Dataset section:
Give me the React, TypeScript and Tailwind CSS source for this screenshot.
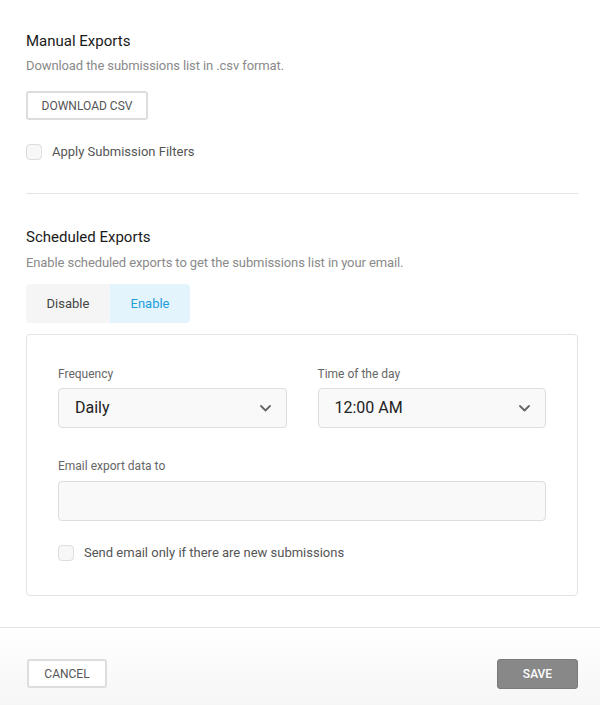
import { useState } from 'react';

function Checkbox({ label }: { label: string }) {
  return (
    <label className="flex items-center gap-[10px] cursor-pointer">
      <span className="w-4 h-4 rounded-[4px] border border-[#ddd] bg-[#f7f7f7]" />
      <span className="text-[13px] leading-[18px] text-[#555]">{label}</span>
    </label>
  );
}

function Chevron() {
  return (
    <svg width="11" height="7" viewBox="0 0 11 7" fill="none">
      <path d="M1 1l4.5 4.5L10 1" stroke="#666" strokeWidth="1.8" strokeLinecap="round" strokeLinejoin="round" />
    </svg>
  );
}

function SelectBox({ label, value }: { label: string; value: string }) {
  return (
    <div className="flex-1 flex flex-col">
      <span className="text-[12px] leading-4 text-[#666]">{label}</span>
      <div className="mt-[6px] h-10 flex items-center justify-between pl-4 pr-[15px] bg-[#f9f9f9] border border-[#ddd] rounded-[4px]">
        <span className="text-[16px] text-[#222]">{value}</span>
        <Chevron />
      </div>
    </div>
  );
}

export default function App() {
  const [enabled, setEnabled] = useState(true);

  return (
    <div className="w-[600px] h-[705px] bg-white flex flex-col font-['Roboto',sans-serif]">
      <div className="flex-1 pt-[31px] pl-[26px] pr-[22px]">
        <h3 className="text-[15px] leading-5 font-normal text-[#1a1a1a]">Manual Exports</h3>
        <p className="mt-[6px] text-[13px] leading-[18px] tracking-[-0.1px] text-[#8a8a8a]">
          Download the submissions list in .csv format.
        </p>
        <button className="mt-4 h-[29px] w-[122px] border-2 border-[#ddd] rounded-[3px] text-[12px] text-[#555] uppercase">
          Download CSV
        </button>
        <div className="mt-[23px]">
          <Checkbox label="Apply Submission Filters" />
        </div>

        <div className="mt-[32px] h-px bg-[#e3e3e3]" />

        <h3 className="mt-[33px] text-[15px] leading-5 font-normal text-[#1a1a1a]">Scheduled Exports</h3>
        <p className="mt-[7px] text-[13px] leading-[18px] tracking-[-0.1px] text-[#8a8a8a]">
          Enable scheduled exports to get the submissions list in your email.
        </p>
        <div className="mt-3 flex">
          <button
            onClick={() => setEnabled(false)}
            className={`h-[39px] w-[84px] rounded-l-[4px] text-[13px] ${
              enabled ? 'bg-[#f5f5f5] text-[#444]' : 'bg-[#e3f4fd] text-[#1e9fda]'
            }`}
          >
            Disable
          </button>
          <button
            onClick={() => setEnabled(true)}
            className={`h-[39px] w-[80px] rounded-r-[4px] text-[13px] ${
              enabled ? 'bg-[#e3f4fd] text-[#1e9fda]' : 'bg-[#f5f5f5] text-[#444]'
            }`}
          >
            Enable
          </button>
        </div>

        <div className="mt-[11px] border border-[#e3e3e3] rounded-[4px] pt-[31px] pb-[33px] pl-[31px] pr-[31px]">
          <div className="flex gap-[31px]">
            <SelectBox label="Frequency" value="Daily" />
            <SelectBox label="Time of the day" value="12:00 AM" />
          </div>
          <div className="mt-[30px] text-[12px] leading-4 text-[#666]">Email export data to</div>
          <div className="mt-[7px] h-10 bg-[#f9f9f9] border border-[#ddd] rounded-[4px]" />
          <div className="mt-[23px]">
            <Checkbox label="Send email only if there are new submissions" />
          </div>
        </div>
      </div>

      <div className="h-[78px] border-t border-[#e5e5e5] bg-gradient-to-b from-white to-[#f6f6f6] flex items-start justify-between pt-[31px] pl-[27px] pr-[22px]">
        <button className="h-[29px] w-[80px] border-2 border-[#ddd] rounded-[3px] bg-white text-[12px] text-[#555] uppercase">
          Cancel
        </button>
        <button className="h-[30px] w-[81px] border border-[#7a7a7a] rounded-[3px] bg-[#888] text-[12px] font-medium text-white uppercase">
          Save
        </button>
      </div>
    </div>
  );
}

Exercise objective: Your task is to repeat the material above exactly, without its pictures.

Result below:
Give me the React, TypeScript and Tailwind CSS source for this screenshot.
import { useState } from 'react';

function Checkbox({ label }: { label: string }) {
  return (
    <label className="flex items-center gap-[10px] cursor-pointer">
      <span className="w-4 h-4 rounded-[4px] border border-[#ddd] bg-[#f7f7f7]" />
      <span className="text-[13px] leading-[18px] text-[#555]">{label}</span>
    </label>
  );
}

function Chevron() {
  return (
    <svg width="11" height="7" viewBox="0 0 11 7" fill="none">
      <path d="M1 1l4.5 4.5L10 1" stroke="#666" strokeWidth="1.8" strokeLinecap="round" strokeLinejoin="round" />
    </svg>
  );
}

function SelectBox({ label, value }: { label: string; value: string }) {
  return (
    <div className="flex-1 flex flex-col">
      <span className="text-[12px] leading-4 text-[#666]">{label}</span>
      <div className="mt-[6px] h-10 flex items-center justify-between pl-4 pr-[15px] bg-[#f9f9f9] border border-[#ddd] rounded-[4px]">
        <span className="text-[16px] text-[#222]">{value}</span>
        <Chevron />
      </div>
    </div>
  );
}

export default function App() {
  const [enabled, setEnabled] = useState(true);

  return (
    <div className="w-[600px] h-[705px] bg-white flex flex-col font-['Roboto',sans-serif]">
      <div className="flex-1 pt-[31px] pl-[26px] pr-[22px]">
        <h3 className="text-[15px] leading-5 font-normal text-[#1a1a1a]">Manual Exports</h3>
        <p className="mt-[6px] text-[13px] leading-[18px] tracking-[-0.1px] text-[#8a8a8a]">
          Download the submissions list in .csv format.
        </p>
        <button className="mt-4 h-[29px] w-[122px] border-2 border-[#ddd] rounded-[3px] text-[12px] text-[#555] uppercase">
          Download CSV
        </button>
        <div className="mt-[23px]">
          <Checkbox label="Apply Submission Filters" />
        </div>

        <div className="mt-[32px] h-px bg-[#e3e3e3]" />

        <h3 className="mt-[33px] text-[15px] leading-5 font-normal text-[#1a1a1a]">Scheduled Exports</h3>
        <p className="mt-[7px] text-[13px] leading-[18px] tracking-[-0.1px] text-[#8a8a8a]">
          Enable scheduled exports to get the submissions list in your email.
        </p>
        <div className="mt-3 flex">
          <button
            onClick={() => setEnabled(false)}
            className={`h-[39px] w-[84px] rounded-l-[4px] text-[13px] ${
              enabled ? 'bg-[#f5f5f5] text-[#444]' : 'bg-[#e3f4fd] text-[#1e9fda]'
            }`}
          >
            Disable
          </button>
          <button
            onClick={() => setEnabled(true)}
            className={`h-[39px] w-[80px] rounded-r-[4px] text-[13px] ${
              enabled ? 'bg-[#e3f4fd] text-[#1e9fda]' : 'bg-[#f5f5f5] text-[#444]'
            }`}
          >
            Enable
          </button>
        </div>

        <div className="mt-[11px] border border-[#e3e3e3] rounded-[4px] pt-[31px] pb-[33px] pl-[31px] pr-[31px]">
          <div className="flex gap-[31px]">
            <SelectBox label="Frequency" value="Daily" />
            <SelectBox label="Time of the day" value="12:00 AM" />
          </div>
          <div className="mt-[30px] text-[12px] leading-4 text-[#666]">Email export data to</div>
          <div className="mt-[7px] h-10 bg-[#f9f9f9] border border-[#ddd] rounded-[4px]" />
          <div className="mt-[23px]">
            <Checkbox label="Send email only if there are new submissions" />
          </div>
        </div>
      </div>

      <div className="h-[78px] border-t border-[#e5e5e5] bg-gradient-to-b from-white to-[#f6f6f6] flex items-start justify-between pt-[31px] pl-[27px] pr-[22px]">
        <button className="h-[29px] w-[80px] border-2 border-[#ddd] rounded-[3px] bg-white text-[12px] text-[#555] uppercase">
          Cancel
        </button>
        <button className="h-[30px] w-[81px] border border-[#7a7a7a] rounded-[3px] bg-[#888] text-[12px] font-medium text-white uppercase">
          Save
        </button>
      </div>
    </div>
  );
}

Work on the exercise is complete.